Authorisation Number: 1012538069908

Ruling

Subject: Taxation treatment under Division 230 of the Income Tax Assessment Act 1997

Are foreign exchange losses in respect of the borrowings not allowable as a deduction under subsection 230-30(3) of the ITAA 1997, to the extent that the borrowed funds were used to recapitalise foreign subsidiary 1 and repay an existing borrowing that was used to recapitalise foreign subsidiary 2?

Answer

Yes.

Question 2

Are foreign exchange gains in respect of the borrowings not assessable income and not exempt income (NANE income) under subsection 230-30(2) of the ITAA 1997, to the extent that the borrowed funds were used to recapitalise foreign subsidiary 1 and repay an existing borrowing that was used to recapitalise foreign subsidiary 2?

Answer

Yes.

Relevant facts and circumstances

The taxpayer obtained foreign currency denominated borrowings (the borrowings). The borrowings were obtained for the purpose of recapitalising a foreign subsidiary (foreign subsidiary 1) and repaying an existing borrowing that was used to recapitalise another foreign subsidiary (foreign subsidiary 2).

The additional capital required by foreign subsidiary 1 was less than originally expected. As a result, very shortly after obtaining the borrowings the taxpayer used the borrowings to:

    · recapitalise foreign subsidiary 1;

    · repay an existing borrowing that was used to recapitalise foreign subsidiary 2; and

    · fund general corporate activities that will solely produce assessable income for the taxpayer.

The shares in foreign subsidiary 1 and foreign subsidiary 2 are reasonably expected to produce dividends that will satisfy either section 23AI or section 23AJ of the Income Tax Assessment Act 1936 (ITAA 1936).

Division 230 of the ITAA 1997 applies to the taxpayer in respect of gains and losses in respect of the borrowings.

The taxpayer has made a general foreign exchange retranslation election under subsection 230-255(1) of the ITAA 1997. As a result, foreign exchange gains and losses in respect of the borrowings (including unrealised foreign exchange gains and losses) are recognised under Subdivision 230-D of the ITAA 1997.

Relevant legislative provisions

Income Tax Assessment Act 1997 Subsection 230-15(2)

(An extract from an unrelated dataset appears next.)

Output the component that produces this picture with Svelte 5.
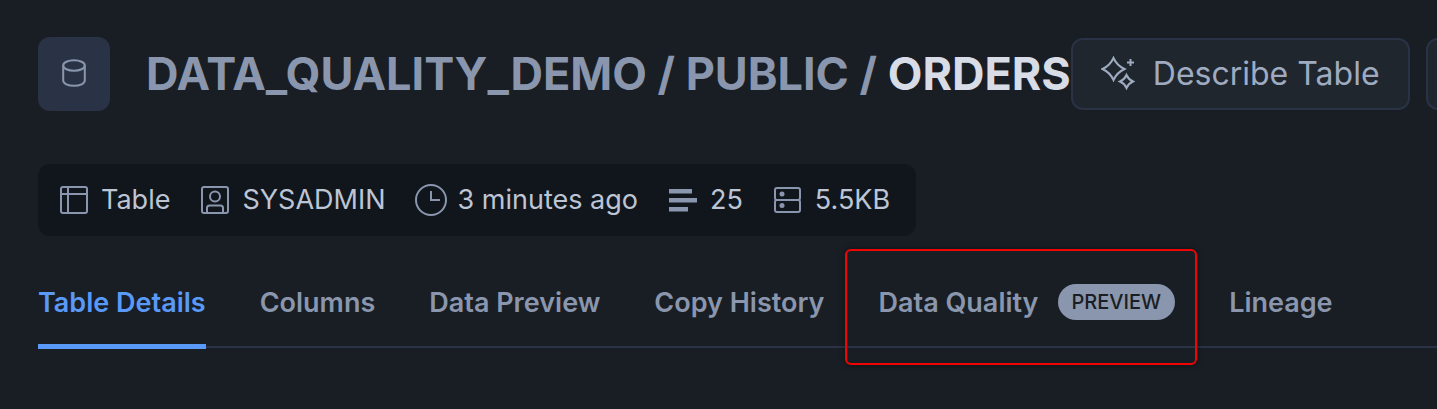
<script lang="ts">
  const tabs = [
    { label: 'Table Details' },
    { label: 'Columns' },
    { label: 'Data Preview' },
    { label: 'Copy History' },
    { label: 'Data Quality', badge: 'PREVIEW', marked: true },
    { label: 'Lineage' },
  ]

  const meta = [
    { icon: 'table', text: 'Table' },
    { icon: 'role', text: 'SYSADMIN' },
    { icon: 'clock', text: '3 minutes ago' },
    { icon: 'rows', text: '25' },
    { icon: 'storage', text: '5.5KB' },
  ]

  let active = $state('Table Details')
</script>

<main>
  <header>
    <div class="tile">
      <svg width="32" height="32" viewBox="0 0 32 32" aria-hidden="true">
        <ellipse cx="16" cy="7.500" rx="10.800" ry="5.300" />
        <path d="M5.200 7.500v15c0 3 4.800 5.300 10.800 5.300s10.800-2.300 10.800-5.300v-15" />
      </svg>
    </div>
    <h1>
      <a href="#database">DATA_QUALITY_DEMO</a> / <a href="#schema">PUBLIC</a> / <span>ORDERS</span>
    </h1>
    <div class="actions">
      <button class="action">
        <svg width="34" height="34" viewBox="0 0 34 34" aria-hidden="true">
          <path d="M12.500 2C15 7.500 18 10.500 23.500 13C18 15.500 15 18.500 12.500 24C10 18.500 7 15.500 1.500 13C7 10.500 10 7.500 12.500 2Z" />
          <path d="M25.500 19C27 22.500 28.500 24 32 25.500C28.500 27 27 28.500 25.500 32C24 28.500 22.500 27 19 25.500C22.500 24 24 22.500 25.500 19Z" />
          <path d="M29.500 3v7M26 6.500h7" />
        </svg>
        Describe Table
      </button>
      <button class="action more" aria-label="More"></button>
    </div>
  </header>

  <ul class="meta">
    {#each meta as item}
      <li>
        <svg width="32" height="32" viewBox="0 0 32 32" aria-hidden="true">
          {#if item.icon === 'table'}
            <rect x="3" y="3" width="26" height="26" rx="2" />
            <path d="M3 10h26M10 3v26" />
          {:else if item.icon === 'role'}
            <rect x="3" y="3" width="26" height="26" rx="2" />
            <circle cx="16" cy="12.500" r="5" />
            <path d="M8 29v-5a2.500 2.500 0 0 1 2.500-2.500h11a2.500 2.500 0 0 1 2.500 2.500v5" />
          {:else if item.icon === 'clock'}
            <circle cx="16" cy="16" r="15" />
            <path d="M16 7v9h9" />
          {:else if item.icon === 'rows'}
            <path class="solid" d="M2 5h23v4.500H2zM2 14h28v4.500H2zM2 23h19v4.500H2z" />
          {:else}
            <rect x="3" y="4" width="25" height="12" rx="2" />
            <rect x="3" y="16" width="25" height="12" rx="2" />
            <circle class="solid" cx="10" cy="10" r="2.500" />
            <circle class="solid" cx="10" cy="21.500" r="2.500" />
          {/if}
        </svg>
        {item.text}
      </li>
    {/each}
  </ul>

  <nav>
    {#each tabs as tab}
      <button
        class="tab"
        class:active={active === tab.label}
        class:marked={tab.marked}
        onclick={() => (active = tab.label)}
      >
        {tab.label}
        {#if tab.badge}<span class="badge">{tab.badge}</span>{/if}
      </button>
    {/each}
  </nav>
</main>

<style>
  :global(body) {
    background: #191e24;
    overflow-x: hidden;
  }

  main {
    padding: 37px 0 60px 38px;
    color: #8a96ad;
    font-family: Inter, 'Liberation Sans', sans-serif;
    overflow: hidden;
  }

  svg {
    flex: none;
    fill: none;
    stroke: currentColor;
    stroke-width: 2;
  }

  .solid {
    fill: currentColor;
    stroke: none;
  }

  button {
    font-family: inherit;
    cursor: pointer;
  }

  header {
    display: flex;
    align-items: center;
  }

  .tile {
    display: flex;
    flex: none;
    align-items: center;
    justify-content: center;
    width: 72px;
    height: 74px;
    margin-right: 36px;
    border-radius: 12px;
    background: #2a3246;
  }

  h1 {
    margin: 0;
    font-size: 45px;
    line-height: 56px;
    font-weight: 700;
    white-space: nowrap;
  }

  h1 a {
    color: inherit;
    text-decoration: none;
  }

  h1 span {
    color: #d7dce6;
  }

  .actions {
    display: flex;
    gap: 16px;
  }

  .action {
    display: flex;
    flex: none;
    align-items: center;
    gap: 18px;
    height: 72px;
    padding: 0 28px 2px;
    border: 2px solid #2a3246;
    border-radius: 12px;
    background: #1f262e;
    color: #9fabc1;
    font-size: 32px;
    white-space: nowrap;
  }

  .more {
    width: 72px;
  }

  .meta {
    display: flex;
    gap: 29px;
    width: fit-content;
    margin: 53px 0 0;
    padding: 18px 26px 18px 20px;
    border-radius: 12px;
    background: #10161c;
    list-style: none;
  }

  .meta li {
    display: flex;
    align-items: center;
    gap: 11px;
    color: #bdc5d5;
    font-size: 27px;
    line-height: 36px;
    white-space: nowrap;
  }

  .meta svg {
    color: #8a96ad;
  }

  nav {
    display: flex;
    gap: 54px;
    margin-top: 22px;
    box-shadow: inset 0 -1px #191e24, inset 0 -3px #2a3246;
  }

  .tab {
    position: relative;
    display: flex;
    flex: none;
    align-items: center;
    gap: 19px;
    height: 91px;
    padding: 0 0 3px;
    border: none;
    background: none;
    color: inherit;
    font-size: 27px;
    font-weight: 600;
    white-space: nowrap;
  }

  .active {
    color: #5999f8;
    box-shadow: inset 0 -5px #5999f8;
  }

  .badge {
    padding: 0 14px;
    border-radius: 18px;
    background: #8a96ad;
    color: #191e24;
    font-size: 20px;
    line-height: 36px;
    font-weight: 500;
  }

  .marked::after {
    content: '';
    position: absolute;
    inset: -9px -22px -16px -34px;
    border: 2px solid #f00404;
    border-radius: 6px;
    box-shadow: 0 0 6px rgba(0, 0, 0, 0.4);
  }
</style>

Income Tax Assessment Act 1997 Subsection 230-15(3)

Income Tax Assessment Act 1997 Subsection 230-30(2)

Income Tax Assessment Act 1997 Subsection 230-30(3)

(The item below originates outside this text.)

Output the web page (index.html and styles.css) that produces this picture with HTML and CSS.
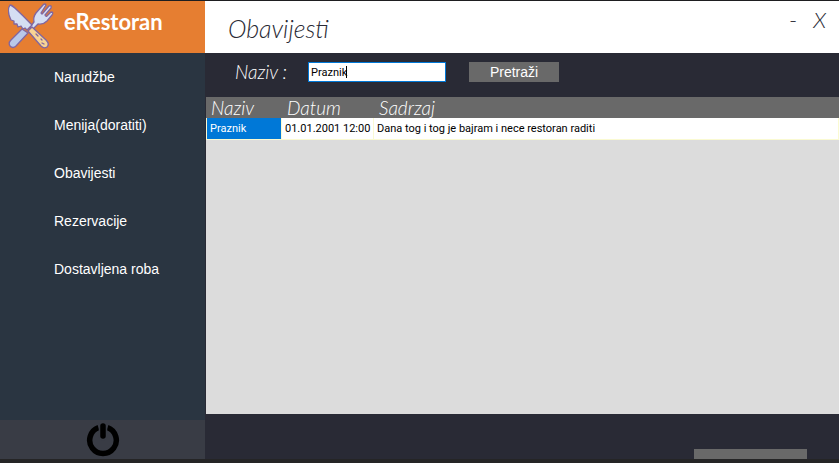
FILE: index.html
```html
<!DOCTYPE html>
<html lang="bs">
<head>
<meta charset="utf-8">
<title>eRestoran</title>
<link rel="stylesheet" href="styles.css">
</head>
<body>
<div class="window">
  <aside class="sidebar">
    <div class="brand">
      <svg class="logo" viewBox="8 2 48 50" aria-hidden="true">
        <g stroke="#8066a0" stroke-width="1.300" stroke-linejoin="round" stroke-linecap="round">
          <path fill="#b9c8e8" d="M22 29 28 33 16 46Q13 49 10 46Q8 43 11 40Z"/>
          <path fill="#d5def3" d="M30 27 34 22Q33 17 36 13L43 5Q45 3 46 5L41 13Q42 15 43 13L49 6Q52 5 51 8L45 15Q46 17 47 16L51 12Q54 12 52 15L47 21Q43 25 38 24L33 29Z"/>
          <path fill="#d5def3" d="M10 5C13 5 16 9 32 25L27 30 25 28 23 29 21 26 18 27 17 24 14 24 14 21 11 20C8 14 8 8 10 5Z"/>
          <path fill="#f8d494" d="M28 31 32 27 46 40Q50 44 47 47Q44 49 41 46Z"/>
          <path fill="none" d="M36 34 38 36M41 39 42 40M42 43 44 44"/>
        </g>
      </svg>
      <span class="brand-name">eRestoran</span>
    </div>
    <nav class="menu">
      <a href="#">Narudžbe</a>
      <a href="#">Menija(doratiti)</a>
      <a href="#">Obavijesti</a>
      <a href="#">Rezervacije</a>
      <a href="#">Dostavljena roba</a>
    </nav>
    <button class="power" type="button" aria-label="Odjava">
      <svg viewBox="0 0 34 34" aria-hidden="true">
        <path d="M12.500 4.700A13.300 13.300 0 1 0 21.500 4.700" fill="none" stroke="#000" stroke-width="5.500"/>
        <path d="M17 3V13" fill="none" stroke="#393c45" stroke-width="8.500" stroke-linecap="round"/>
        <path d="M17 3V13" fill="none" stroke="#000" stroke-width="5.500" stroke-linecap="round"/>
      </svg>
    </button>
  </aside>
  <main class="content">
    <header class="titlebar">
      <h1>Obavijesti</h1>
      <div class="controls">
        <button class="minimize" type="button">-</button>
        <button class="close" type="button">X</button>
      </div>
    </header>
    <form class="search">
      <label for="naziv">Naziv :</label>
      <span class="field"><input id="naziv" type="text" value="Praznik"></span>
      <button type="button">Pretraži</button>
    </form>
    <div class="grid">
      <table>
        <colgroup><col class="col-name"><col class="col-date"><col></colgroup>
        <thead><tr><th>Naziv</th><th>Datum</th><th>Sadrzaj</th></tr></thead>
        <tbody><tr><td class="selected">Praznik</td><td>01.01.2001 12:00</td><td>Dana tog i tog je bajram i nece restoran raditi</td></tr></tbody>
      </table>
    </div>
    <footer class="footer"><div class="footer-bar"></div></footer>
  </main>
</div>
</body>
</html>
```
FILE: styles.css
```css
* { box-sizing: border-box; }

body {
  margin: 0;
  font-family: "Liberation Sans", Arial, sans-serif;
  background: #252526;
}

button { border: 0; padding: 0; background: none; font: inherit; color: inherit; }

.window {
  display: grid;
  grid-template-columns: 205px 1fr;
  min-height: 100vh;
  border-top: 1px solid #1e1e20;
  border-bottom: 4px solid #252526;
}

.sidebar {
  display: flex;
  flex-direction: column;
  background: #2a3541;
}

.brand {
  display: flex;
  height: 52px;
  padding: 1px 8px;
  gap: 8px;
  background: #e67e31;
}

.logo { width: 48px; height: 50px; }

.brand-name {
  font: bold 22px/40px "Century Gothic", Lato, sans-serif;
  color: #fff;
}

.menu { flex: 1; }

.menu a {
  display: block;
  padding-left: 54px;
  font-size: 14px;
  line-height: 48px;
  color: #fff;
  text-decoration: none;
}

.power {
  display: flex;
  justify-content: center;
  align-items: center;
  height: 39px;
  background: #393c45;
}

.power svg { width: 34px; height: 34px; }

.content {
  display: flex;
  flex-direction: column;
  background: #292a35;
}

.titlebar {
  display: flex;
  justify-content: space-between;
  height: 52px;
  padding: 0 13px 0 23px;
  background: #fff;
  color: #292a35;
}

h1 {
  margin: 0;
  font: italic 300 25px/54px "Century Gothic", Lato, sans-serif;
}

.controls {
  display: flex;
  gap: 16px;
  font: italic 300 22px/38px "Century Gothic", Lato, sans-serif;
  height: 38px;
}

.minimize { font-style: normal; }

.search {
  display: flex;
  align-items: center;
  height: 44px;
  padding: 0 0 6px 30px;
  color: #fff;
}

.search label {
  width: 73px;
  font: italic 300 19px/24px "Century Gothic", Lato, sans-serif;
}

.field { position: relative; display: flex; margin-right: 23px; }

.field::after {
  content: "";
  position: absolute;
  left: 38px;
  top: 4px;
  width: 1px;
  height: 12px;
  background: #000;
}

.field input {
  width: 138px;
  height: 20px;
  padding: 0 2px;
  border: 1px solid #0078d7;
  background: #fff;
  font: 11px/18px Roboto, Arial, sans-serif;
  color: #000;
  outline: 0;
}

.search button {
  width: 90px;
  height: 20px;
  background: #696969;
  font-size: 14px;
}

.grid {
  flex: 1;
  margin-left: 1px;
  background: #dcdcdc;
}

table {
  width: 100%;
  table-layout: fixed;
  border-spacing: 0;
}

.col-name { width: 76px; }
.col-date { width: 92px; }

th {
  height: 21px;
  padding: 0 5px;
  background: #696969;
  color: #fff;
  text-align: left;
  white-space: nowrap;
  font: italic 300 19px/21px "Century Gothic", Lato, sans-serif;
}

td {
  height: 22px;
  padding: 0 3px;
  border: solid #fafad2;
  border-width: 0 1px 1px 0;
  background: #fff;
  font: 11px/21px Roboto, Arial, sans-serif;
  white-space: nowrap;
}

td:first-child { border-left-width: 1px; }

td.selected { background: #0078d7; color: #fff; }

.footer {
  display: flex;
  justify-content: flex-end;
  align-items: flex-end;
  height: 45px;
  padding-right: 32px;
}

.footer-bar { width: 113px; height: 10px; background: #696969; }
```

Income Tax Assessment Act 1997 Subsection 775-35(2)

Income Tax Assessment Act 1997 Paragraph 820-40(1)(a)

Income Tax Assessment Act 1997 Subparagraph 820-40(3)(b)(ii)

Income Tax Assessment Act 1936 Section 23AI

Income Tax Assessment Act 1936 Section 23AJ

Reasons for decision

Question 1

Summary

Foreign exchange losses in respect of the borrowings have a sufficient connection to the acquisition and holding of shares in foreign subsidiary 1 and foreign subsidiary 2, which are reasonably expected to produce NANE dividends. As a result, foreign exchange losses in respect of the borrowings are made 'in gaining or producing' NANE income.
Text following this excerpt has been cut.